Though Wild Angel, Pat Murphy's frontier fantasy, deals with both wolves and westward expansion, readers of her lycanthrope novel Nadya should not expect a retread. This playful homage to the Tarzan books and American tall tales travels a lighter, more sparkling road.

Set in the California gold country between 1850 and 1863, the novel follows the adventures of Sarah McKensie, orphaned at age 3 by a stagecoach robber. Sarah is adopted and nursed by the she-wolf Wauna (who has lost her litter of pups to the same brutal man) and is accepted into the wolf pack. As she matures, Sarah learns to assist in the pack's well-being by contributing human tools--a found knife, a bow and arrow, and a lariat stolen from a would-be cowpoke--to the hunt.

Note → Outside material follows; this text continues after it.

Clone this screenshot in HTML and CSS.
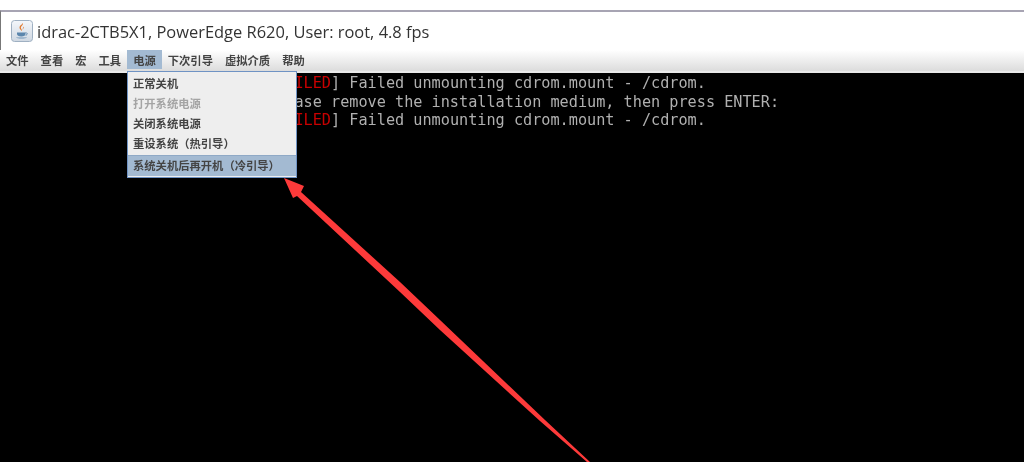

With her best friend and pack-sister Beka at her side, Sarah becomes a local legend--the Wild Angel of the Sierras, rescuer of imperiled travelers. Sarah's altruism is motivated less by compassion than by curiosity, bafflement by the settlers' inability to perceive the world around them, and a passion for biscuits.

Surrounding Sarah is a kaleidoscopic cast: an artist with a shady past; a young Indian shaman; a mesmerist-cum-temperance crusader; a circus impresario with a pack of poodles and an elephant named Ruby; a young woman on the lam from her strait-laced aunt; the hilarious fraternal order E Clampus Vitus (or "Clampers"); Samuel Clemens (in a brief and thwarted cameo); and, of course, two hiss-worthy villains--one human, one lupine.

Throughout this tale of coincidence, chance reunions, heroism, villainy, romance, revenge, and adventure, Murphy weaves deft comedic touches--including Sarah's unforgettable improvisation during a staging of "The Drunkard." Even the one continuity blip near the end of the novel reads not as authorial carelessness but as a knowing wink to the plot-and-character-juggling serial writers of the past.

Murphy has written Wild Angel as a novel by alter-ego/imaginary friend Max Merriwell written as Mary Maxwell. The conceit isn't necessary for enjoyment of the novel, but the three explanatory afterwords, by Maxwell, Merriwell, and Murphy, are pure jam.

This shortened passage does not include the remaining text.